I have the the following suggestions based on some code review, which amounts to the before suggested analogy to backref/pageref, and making an analogous range list to the existing name list:

  1. In analogy to backref, a \abx@aux@citeref can be saved to and read from the .aux file which similarly has an instance counter, entry key, and reference section, though it doesn't need page or page reference. It would also be possible to simply change \abx@aux@cite to include the postnote as a second argument, and keep the segment information which appears in the separate command \abx@aux@segm. This aux file writing would take place in the <postcode>, or the fourth argument in \DeclareCiteCommand (if the source code is changed it happens at a level below the API, but how this .aux writing is implemented in biblatex.sty for all citation commands is somewhat complicated with macros \blx@citeadd, \blx@citation, and \blx@citation@entry and it can be understood as a hook into the latter part of the cite command).

  2. A citedpages list field can be created and updated in analogy to pageref, using an analogous macro to \blx@addpageref (this just defines the field pageref based on what has been accumulated in \blx@pref@\the\c@refsection@<entry key> through \blx@aux@backref, so analogous macros would be made for these, too). Page ranges may have to be literal since they can hold non-numeric identifiers like (a) or (b). The only list formats are name and literal, but a range list may be good to implement if the ranges would be parsed at the time they are added to the list (see optional below). This would allow arbitrary range list formatting through some constants analogous to nameparts. That is, something like \DeclareDatamodelConstant[type=list]{rangeparts}{lower, upper, sep} with the \rangepartlower, \rangepartupper, and \rangepartsep.

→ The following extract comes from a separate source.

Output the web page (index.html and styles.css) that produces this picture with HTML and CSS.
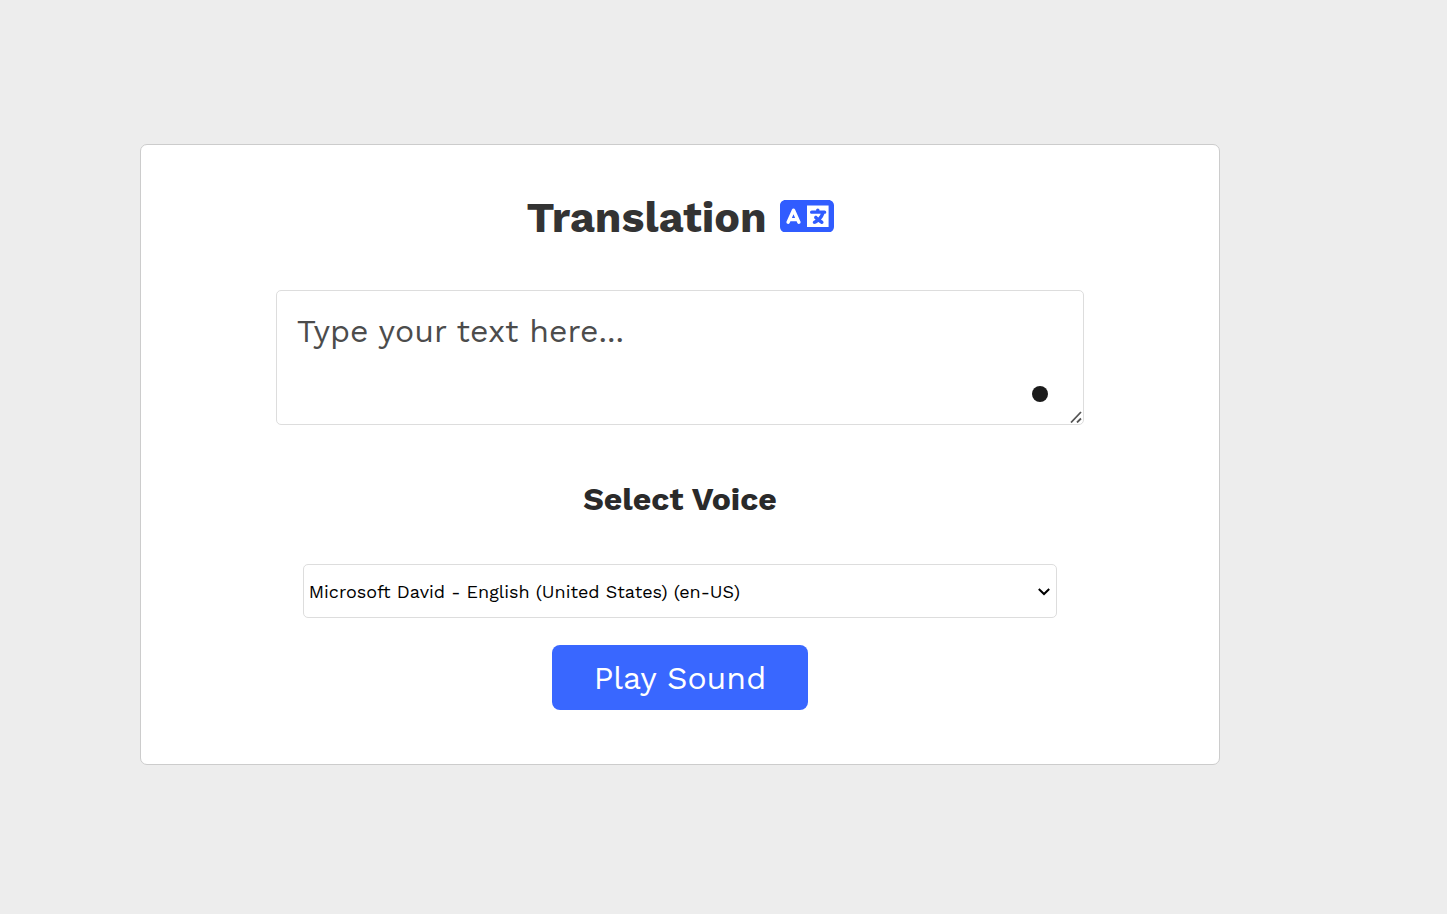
FILE: index.html
```html
<!DOCTYPE html>
<html lang="en">
<head>
<meta charset="utf-8">
<meta name="viewport" content="width=device-width, initial-scale=1">
<title>Translation</title>
<link rel="stylesheet" href="styles.css">
</head>
<body class="page">
<main class="card">
  <h1 class="title">
    <span>Translation</span>
    <svg class="title-icon" viewBox="0 64 640 384" aria-hidden="true"><path fill="currentColor" d="M0 128C0 92.7 28.7 64 64 64H256h48 16H576c35.3 0 64 28.7 64 64V384c0 35.3-28.7 64-64 64H320 304 256 64c-35.3 0-64-28.7-64-64V128zm320 0V384H576V128H320zM178.3 175.9c-3.2-7.2-10.4-11.9-18.3-11.9s-15.1 4.7-18.3 11.9l-64 144c-4.5 10.1 .1 21.9 10.2 26.4s21.9-.1 26.4-10.2l8.9-20.1h73.6l8.9 20.1c4.5 10.1 16.3 14.6 26.4 10.2s14.6-16.3 10.2-26.4l-64-144zM160 233.2L179 276H141l19-42.8zM448 164c11 0 20 9 20 20v4h44 16c11 0 20 9 20 20s-9 20-20 20h-2l-1.6 4.5c-8.9 24.4-22.4 46.6-39.6 65.4c.9 .6 1.8 1.1 2.7 1.6l18.9 11.3c9.5 5.7 12.5 18 6.9 27.4s-18 12.5-27.4 6.9l-18.9-11.3c-4.5-2.7-8.8-5.5-13.1-8.5c-10.6 7.5-21.9 14-34 19.4l-3.6 1.6c-10.1 4.5-21.9-.1-26.4-10.2s.1-21.9 10.2-26.4l3.6-1.6c6.4-2.9 12.6-6.1 18.5-9.8l-12.2-12.2c-7.8-7.8-7.8-20.5 0-28.3s20.5-7.8 28.3 0l14.6 14.6 .5 .5c12.4-13.1 22.5-28.3 29.8-45H448 376c-11 0-20-9-20-20s9-20 20-20h52v-4c0-11 9-20 20-20z"/></svg>
  </h1>
  <div class="editor">
    <textarea class="editor-text" aria-label="Text" placeholder="Type your text here..."></textarea>
    <span class="editor-dot"></span>
    <svg class="editor-grip" viewBox="0 0 12 12" aria-hidden="true"><path d="M1 11.500 11 1M7 11.500l4-4" fill="none" stroke="currentColor" stroke-width="1.800"/></svg>
  </div>
  <label class="subtitle" for="voice">Select Voice</label>
  <div class="voice">
    <select class="voice-select" id="voice">
      <option>Microsoft David - English (United States) (en-US)</option>
    </select>
    <svg class="voice-arrow" viewBox="0 0 12 8" aria-hidden="true"><path d="M.8 1 6 6l5.200-5" fill="none" stroke="currentColor" stroke-width="2"/></svg>
  </div>
  <button class="play" type="button">Play Sound</button>
</main>
</body>
</html>
```
FILE: styles.css
```css
* {
  box-sizing: border-box;
}

.page {
  margin: 0;
  padding: 144px 227px 144px 140px;
  background: #ededed;
  font-family: "Work Sans", Inter, sans-serif;
}

.card {
  display: flex;
  flex-direction: column;
  align-items: center;
  padding: 46px 0 54px;
  background: #fff;
  border: 1px solid #ccc;
  border-radius: 7px;
}

.title {
  display: flex;
  align-items: center;
  gap: 13px;
  margin: 0 0 47px;
  color: #333;
  font-size: 43px;
  font-weight: 700;
  line-height: 52px;
}

.title-icon {
  width: 54px;
  margin-bottom: 2px;
  color: #305cff;
}

.editor {
  position: relative;
  display: flex;
  width: 75%;
}

.editor-text {
  width: 100%;
  height: 135px;
  padding: 20px;
  background: #fff;
  border: 1px solid #ddd;
  border-radius: 5px;
  color: #333;
  font: 400 32px/40px "Work Sans", Inter, sans-serif;
}

.editor-text::placeholder {
  color: #4c4c4c;
}

.editor-text::-webkit-resizer {
  background: transparent;
}

.editor-dot {
  position: absolute;
  right: 36px;
  bottom: 23px;
  width: 16px;
  height: 16px;
  background: #1b1b1b;
  border-radius: 50%;
}

.editor-grip {
  position: absolute;
  right: 2px;
  bottom: 2px;
  width: 12px;
  height: 12px;
  color: #555;
  pointer-events: none;
}

.subtitle {
  margin: 54px 0 45px;
  color: #2a2a2a;
  font-size: 32px;
  font-weight: 700;
  line-height: 40px;
}

.voice {
  position: relative;
  display: flex;
  width: 70%;
  margin-bottom: 27px;
}

.voice-select {
  width: 100%;
  height: 54px;
  padding: 0 24px 0 5px;
  appearance: none;
  background: #fff;
  border: 1px solid #ddd;
  border-radius: 5px;
  color: #000;
  font: 400 18px "Work Sans", Inter, sans-serif;
}

.voice-arrow {
  position: absolute;
  top: 24px;
  right: 7px;
  width: 12px;
  height: 8px;
  pointer-events: none;
}

.play {
  padding: 13px 42px 11px;
  background: #3967ff;
  border: 0;
  border-radius: 8px;
  color: #fff;
  font: 400 32px/41px "Work Sans", Inter, sans-serif;
}
```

  3. The pageref:init, pageref:comp, and pageref:dump bibmacros can be modified to format citedpages (c.f. the \DeclareListFormat{pageref} in biblatex.def). Unlike backref page numbers, the citedpages ranges do not generally come in ascending order. But the bibmacros can be used with the same program flow, just different tests based on comparing range edges rather than integers, if one sorts the list before formatting it with \DeclareListFormat. Those tests are easier to do if the ranges are parsed like suggested in (2). Since field formatting takes place at the time the bibliography entry is formatted, sorting need only be done before a bibliography is made.

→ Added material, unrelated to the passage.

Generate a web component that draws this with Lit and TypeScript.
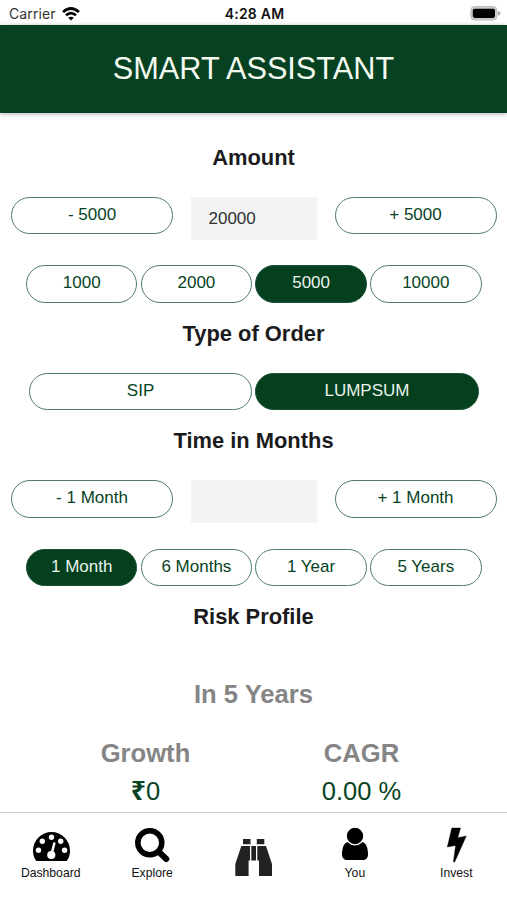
import { LitElement, html, css, svg } from "lit";
import { customElement, property } from "lit/decorators.js";
import { classMap } from "lit/directives/class-map.js";

@customElement("pill-button")
class PillButton extends LitElement {
  @property() label = "";
  @property({ type: Boolean }) selected = false;

  static styles = css`
    :host { display: block; }
    .pill {
      display: block;
      width: 100%;
      height: 37.500px;
      box-sizing: border-box;
      margin: 0;
      padding: 0 0 3px;
      border: 1px solid #4f7c66;
      border-radius: 19px;
      background: #fff;
      color: #064324;
      font: 17px/33px "Liberation Sans", Arial, sans-serif;
      text-align: center;
      white-space: nowrap;
    }
    .selected { background: #043f1e; border-color: #1b5135; color: #e9f3ec; }
  `;

  render() {
    return html`<button class=${classMap({ pill: true, selected: this.selected })}>${this.label}</button>`;
  }
}

const icons: Record<string, unknown> = {
  Dashboard: svg`
    <path d="M3 29.500 C.4 26 0 22.500 0 19.500 A18.500 18.500 0 0 1 37 19.500 C37 23 36.300 26.500 34 29.500 Q33.500 30 32.500 30 H4.500 Q3.500 30 3 29.500 Z" />
    <g fill="#fff"><circle cx="18.500" cy="6.300" r="2.700" /><circle cx="9.300" cy="10.300" r="2.700" />
    <circle cx="27.700" cy="10.300" r="2.700" /><circle cx="5.500" cy="19.300" r="2.700" />
    <circle cx="31.600" cy="19.300" r="2.700" /><circle cx="18.300" cy="24" r="4.100" /></g>
    <path d="M18.600 23 L21.300 12.500" fill="none" stroke="#fff" stroke-width="2.500" stroke-linecap="round" />`,
  Explore: svg`
    <circle cx="14.800" cy="14.800" r="12" fill="none" stroke="#000" stroke-width="5.500" />
    <path d="M24.500 24.500 L31.300 31" fill="none" stroke="#000" stroke-width="6" stroke-linecap="round" />`,
  Find: svg`
    <g fill="#222"><path d="M8 0 H15.500 V5.200 H8 Z M21.800 0 H29.300 V5.200 H21.800 Z M16.300 7 H21 V21.500 H16.300 Z" />
    <path d="M6.300 7 H15 V21.500 H13.600 V37 H.3 V25 Z M22.300 7 H31 L37 25 V37 H24 V21.500 H22.300 Z" /></g>`,
  You: svg`
    <path d="M6 14 C1.800 14.500 0 20 0 26.500 C0 30 2 32 5.500 32 H20.500 C24 32 26 30 26 26.500 C26 20 24.200 14.500 20 14 Z" />
    <circle cx="13" cy="8" r="8.800" stroke="#fff" stroke-width="1.200" />`,
  Invest: svg`
    <path d="M4.800 0 H13.500 L10.800 9.800 L19.300 8 L7.800 33.800 Q7.200 34.500 6.400 33.800 L8.600 17.500 L.3 19 Z" stroke="#000" stroke-width=".4" stroke-linejoin="round" />`,
};

@customElement("app-root")
class AppRoot extends LitElement {
  static styles = css`
    :host {
      display: flex;
      flex-direction: column;
      width: 507px;
      height: 900px;
      overflow: hidden;
      background: #fff;
      color: #1b1b1d;
      font-family: "Liberation Sans", Arial, sans-serif;
    }
    .status {
      flex: none;
      display: grid;
      grid-template-columns: 1fr auto 1fr;
      align-items: center;
      height: 25px;
      box-sizing: border-box;
      padding: 2px 6px 0 9px;
      font: 14px/20px Inter, sans-serif;
    }
    .carrier { display: flex; align-items: center; gap: 6px; color: #333; letter-spacing: .1px; }
    .time { font-weight: 600; color: #111; letter-spacing: .2px; margin-right: 1px; }
    .battery { justify-self: end; }
    svg { display: block; flex: none; }
    .header {
      flex: none;
      height: 87.500px;
      box-sizing: border-box;
      padding-top: 1px;
      background: #064121;
      color: #f4faf0;
      text-align: center;
      font-size: 30.700px;
      line-height: 85px;
      box-shadow: 0 1px 5px rgba(0, 0, 0, .3);
    }
    .content { flex: 1; min-height: 0; overflow: hidden; padding-top: 31px; text-align: center; }
    .title { margin: 0; font-size: 21.900px; line-height: 28px; font-weight: 700; }
    .stepper { display: grid; grid-template-columns: 162px 126.500px 162px; gap: 17.500px; margin: 25px 10.500px 25.500px 11px; }
    .field { height: 43px; box-sizing: border-box; padding-left: 18px; background: #f3f3f3; text-align: left; font-size: 17px; line-height: 43px; color: #303030; }
    .choices { display: grid; grid-template-columns: repeat(4, 1fr); gap: 3.300px; margin: 0 25.500px 17px 26px; }
    .orders { display: grid; grid-template-columns: 1fr 1fr; gap: 3.300px; margin: 25px 28.500px 17px 29px; }
    .horizon { margin: 45.500px 0 0; font-size: 25.600px; line-height: 34px; font-weight: 700; color: #858585; }
    .results { display: grid; grid-template-columns: 216px 216px; justify-content: center; margin-top: 25.500px; }
    .label { font-size: 25.600px; line-height: 34px; font-weight: 700; color: #858585; }
    .value { font-size: 25.500px; line-height: 34px; padding-top: 4px; color: #064324; }
    .rupee { font: 700 26.500px/1 "Noto Sans", sans-serif; }
    .tabs {
      flex: none;
      display: grid;
      grid-template-columns: repeat(5, 1fr);
      height: 88px;
      box-sizing: border-box;
      border-top: 1px solid #ccc;
      background: #fff;
    }
    .tab { display: flex; flex-direction: column; align-items: center; font-size: 12.200px; line-height: 16px; color: #111; }
    .icon { display: flex; align-items: flex-start; }
    .glyph { overflow: visible; }
  `;

  private pill(label: string, selected = false) {
    return html`<pill-button label=${label} ?selected=${selected}></pill-button>`;
  }

  private tab(name: string, w: number, h: number, top: number, label = name) {
    return html`<div class="tab">
      <div class="icon" style="padding-top:${top}px;height:${52 - top}px">
        <svg class="glyph" width=${w} height=${h} viewBox="0 0 ${w} ${h}">${icons[name]}</svg>
      </div>
      <span>${label}</span>
    </div>`;
  }

  render() {
    return html`
      <div class="status">
        <div class="carrier">
          <span>Carrier</span>
          <svg width="18" height="14" viewBox="0 0 18 14" fill="none" stroke="#000" stroke-width="2.700">
            <path d="M1 5 Q9 -2 17 5" /><path d="M4 8.300 Q9 4 14 8.300" />
            <path d="M9 13.500 L6.200 10.700 Q9 8.600 11.800 10.700 Z" fill="#000" stroke="none" />
          </svg>
        </div>
        <div class="time">4:28 AM</div>
        <svg class="battery" width="31" height="15" viewBox="0 0 31 15">
          <rect x=".8" y=".6" width="26.200" height="13.400" rx="3.800" fill="#ccc" stroke="#bbb" />
          <rect x="2.800" y="2.700" width="22.200" height="9.200" rx="1.800" />
          <path d="M28 5 Q30.500 5.500 30.500 7.300 Q30.500 9.200 28 9.700 Z" fill="#aaa" />
        </svg>
      </div>
      <div class="header">SMART ASSISTANT</div>
      <div class="content">
        <h2 class="title">Amount</h2>
        <div class="stepper">${this.pill("- 5000")}<div class="field">20000</div>${this.pill("+ 5000")}</div>
        <div class="choices">
          ${this.pill("1000")}${this.pill("2000")}${this.pill("5000", true)}${this.pill("10000")}
        </div>
        <h2 class="title">Type of Order</h2>
        <div class="orders">${this.pill("SIP")}${this.pill("LUMPSUM", true)}</div>
        <h2 class="title">Time in Months</h2>
        <div class="stepper">${this.pill("- 1 Month")}<div class="field"></div>${this.pill("+ 1 Month")}</div>
        <div class="choices">
          ${this.pill("1 Month", true)}${this.pill("6 Months")}${this.pill("1 Year")}${this.pill("5 Years")}
        </div>
        <h2 class="title">Risk Profile</h2>
        <div class="horizon">In 5 Years</div>
        <div class="results">
          <div><div class="label">Growth</div><div class="value"><span class="rupee">₹</span>0</div></div>
          <div><div class="label">CAGR</div><div class="value">0.00 %</div></div>
        </div>
      </div>
      <div class="tabs">
        ${this.tab("Dashboard", 36, 30, 18)}
        ${this.tab("Explore", 34, 34, 15)}
        ${this.tab("Find", 37, 37, 26, "")}
        ${this.tab("You", 26, 32, 15)}
        ${this.tab("Invest", 19, 34, 15)}
      </div>
    `;
  }
}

Optionally, improve the page range parsing macros used for \mkpageprefix in biblatex.sty to take explicitly given pageranges using some macros. The argument could be a list of \bibrangessep separated ranges, and contain more than one type of macro (\page, \pages or \pagerange), or no macro at all if the parsing works on mixed numbers and non-numbers and \bibrangedash. The program flow would have to change so \mkpageprefix, or some blx namespaced internal command, would update the entry of the currently processed citation. Because the bibliography data is being updated with data which is in-line to the LaTeX file, alternatively save the citedpages field before any parsing to the .bcf file and the Biber backend could do the parsing, though that limits the feature to the Biber backend. This basically extends the functionality for names to ranges, but unlike for names, BibTeX doesn't have any parsing rules for ranges, so any parsing not done in the LaTeX layer would necessarily be limited to Biber. Note the datamodel constant would also have to have something like \rangepartprefix and \rangepartpostfix for all things not part of the numeric ranges specified in the cite command postnote.

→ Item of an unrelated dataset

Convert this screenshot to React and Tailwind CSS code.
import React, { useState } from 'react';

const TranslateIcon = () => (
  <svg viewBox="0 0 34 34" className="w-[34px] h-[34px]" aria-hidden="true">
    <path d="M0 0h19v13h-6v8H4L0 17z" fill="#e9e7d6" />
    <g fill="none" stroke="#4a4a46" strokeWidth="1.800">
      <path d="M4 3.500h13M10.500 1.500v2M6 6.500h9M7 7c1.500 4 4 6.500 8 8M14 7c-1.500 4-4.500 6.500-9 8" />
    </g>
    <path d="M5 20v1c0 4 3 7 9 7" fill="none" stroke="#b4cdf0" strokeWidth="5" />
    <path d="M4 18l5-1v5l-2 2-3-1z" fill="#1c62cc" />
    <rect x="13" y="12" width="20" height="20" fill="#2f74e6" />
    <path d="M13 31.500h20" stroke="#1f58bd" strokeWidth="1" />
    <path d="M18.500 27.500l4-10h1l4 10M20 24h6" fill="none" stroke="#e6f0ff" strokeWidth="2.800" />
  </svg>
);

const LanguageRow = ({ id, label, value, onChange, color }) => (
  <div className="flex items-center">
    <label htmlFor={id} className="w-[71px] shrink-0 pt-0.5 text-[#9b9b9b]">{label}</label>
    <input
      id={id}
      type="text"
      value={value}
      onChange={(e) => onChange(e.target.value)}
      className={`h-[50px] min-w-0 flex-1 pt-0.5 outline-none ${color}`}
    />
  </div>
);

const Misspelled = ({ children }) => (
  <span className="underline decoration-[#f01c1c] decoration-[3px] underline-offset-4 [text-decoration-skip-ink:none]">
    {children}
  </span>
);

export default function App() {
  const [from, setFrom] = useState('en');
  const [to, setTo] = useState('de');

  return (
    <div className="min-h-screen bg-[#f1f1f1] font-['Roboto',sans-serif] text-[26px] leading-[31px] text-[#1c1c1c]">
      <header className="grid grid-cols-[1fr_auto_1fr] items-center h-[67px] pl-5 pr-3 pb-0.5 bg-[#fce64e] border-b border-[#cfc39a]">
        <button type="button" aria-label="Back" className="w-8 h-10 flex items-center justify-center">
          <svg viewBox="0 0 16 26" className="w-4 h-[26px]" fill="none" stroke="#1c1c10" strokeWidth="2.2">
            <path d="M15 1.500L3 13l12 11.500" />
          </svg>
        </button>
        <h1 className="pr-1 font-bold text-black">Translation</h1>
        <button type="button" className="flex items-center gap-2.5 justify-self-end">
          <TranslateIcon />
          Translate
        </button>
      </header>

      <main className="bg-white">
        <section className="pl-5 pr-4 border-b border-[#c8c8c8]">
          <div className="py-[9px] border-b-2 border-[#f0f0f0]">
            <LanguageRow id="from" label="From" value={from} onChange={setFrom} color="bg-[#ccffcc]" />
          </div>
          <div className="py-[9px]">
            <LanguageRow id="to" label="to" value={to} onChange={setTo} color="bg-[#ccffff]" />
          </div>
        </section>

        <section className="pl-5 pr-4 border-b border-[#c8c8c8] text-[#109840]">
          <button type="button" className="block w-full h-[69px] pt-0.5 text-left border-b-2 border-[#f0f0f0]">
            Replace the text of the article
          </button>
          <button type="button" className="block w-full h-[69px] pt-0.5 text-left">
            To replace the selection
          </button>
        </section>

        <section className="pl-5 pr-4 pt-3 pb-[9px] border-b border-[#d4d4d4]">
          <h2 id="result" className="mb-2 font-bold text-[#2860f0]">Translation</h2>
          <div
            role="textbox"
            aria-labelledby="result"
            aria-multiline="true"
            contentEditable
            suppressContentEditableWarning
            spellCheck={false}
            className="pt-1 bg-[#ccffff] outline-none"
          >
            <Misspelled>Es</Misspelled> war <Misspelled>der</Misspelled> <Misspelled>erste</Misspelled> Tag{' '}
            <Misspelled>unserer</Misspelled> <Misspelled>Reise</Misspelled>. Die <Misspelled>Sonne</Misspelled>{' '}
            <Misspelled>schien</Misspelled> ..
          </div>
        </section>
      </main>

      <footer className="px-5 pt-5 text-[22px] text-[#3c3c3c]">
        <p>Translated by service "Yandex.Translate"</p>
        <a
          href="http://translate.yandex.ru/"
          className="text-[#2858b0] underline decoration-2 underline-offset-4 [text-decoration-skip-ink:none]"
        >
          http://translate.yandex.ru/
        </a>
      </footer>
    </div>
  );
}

Any thoughts on these suggestions?

dollodart commented 3 years ago

In an attempt to gain interest for this issue, here is another use case: web sources and pdf documents support query parameters, for example, a pdf document link can be appended with "#page=5" to go to page 5 or with "#nameddest=named_destination" to go to a named destination (in certain pdf viewers). Quite often a person will want to have in their bibliography a web page or pdf document but cite different parts of it throughout their document, and link to those different parts in each citation. If the argument to the citation command is parsed and put into a field which can be accessed by the loop code, then links could be automatically made for the citation as part of its formatting. It is not valuable in this case to accumulate the query parameters necessarily (when they are fragment identifiers for HTML or named destinations for pdf), but when citing pages in an external pdf document which happens to also have a URL, there is the same use case as when there isn't a URL.

dollodart commented 3 years ago

This is easy to do as long as you don't update the .bcf file for sourcemapping (there are reasons for wanting to do this, though, if you process the .bcf or .bbl files for analytics or want to make use of the backend to process the data before typesetting). Define the following bibmacro in *.cbx which just accumulates the postnote arguments in a list in a newly defined field:

\newbibmacro*{savepostnote}{%
\edef\temp{abx@\thefield{entrykey}@postnotes}%
\ifciteseen{}{\csxdef{\temp}{}}%
\iffieldundef{postnote}{}{\listcsxadd{\temp}{\csfield{postnote}}}%
}

As an aside, one could use the postcode argument to define a URL for the postnote based on the entry URL since it has access to it through \thefield{url} and the postnote through \thefield{postnote}, like the last comment suggested for making hyperlinks based on the post note.

Place this macro in the postcode argument to \DeclareCiteCommand. Then define a bibmacro for using the accumulated list. One possibility is

\newbibmacro*{allpinpages}{%
\edef\temp{abx@\thefield{entrykey}@postnotes}%
\ifcsvoid{\temp}{}{%
\renewcommand\do[1]{\printtext{##1}\setunit{\addcomma\addspace}}% nested in another macro definition 
\printtext{\bibstring{pages}\setunit{\addspace}}%
\dolistcsloop{\temp}%
}
}

Place this somewhere in \DeclareBibliographyDriver.There still remain the questions of parsing the postnote argument (which would be done in the first bibmacro) and sorting the list (which would be done in the second bibmacro). However, parsing and sorting are implemented in the biber backend (with small exception to \blx@ifnum, which doesn't parse but only determine if the argument is a numeral). Implementing these features would be best done by changing how the .bcf file is written to have sourcemapping be done at the end of document rather than at the preamble and passing to the backend, though TeX or LaTeX solutions exist.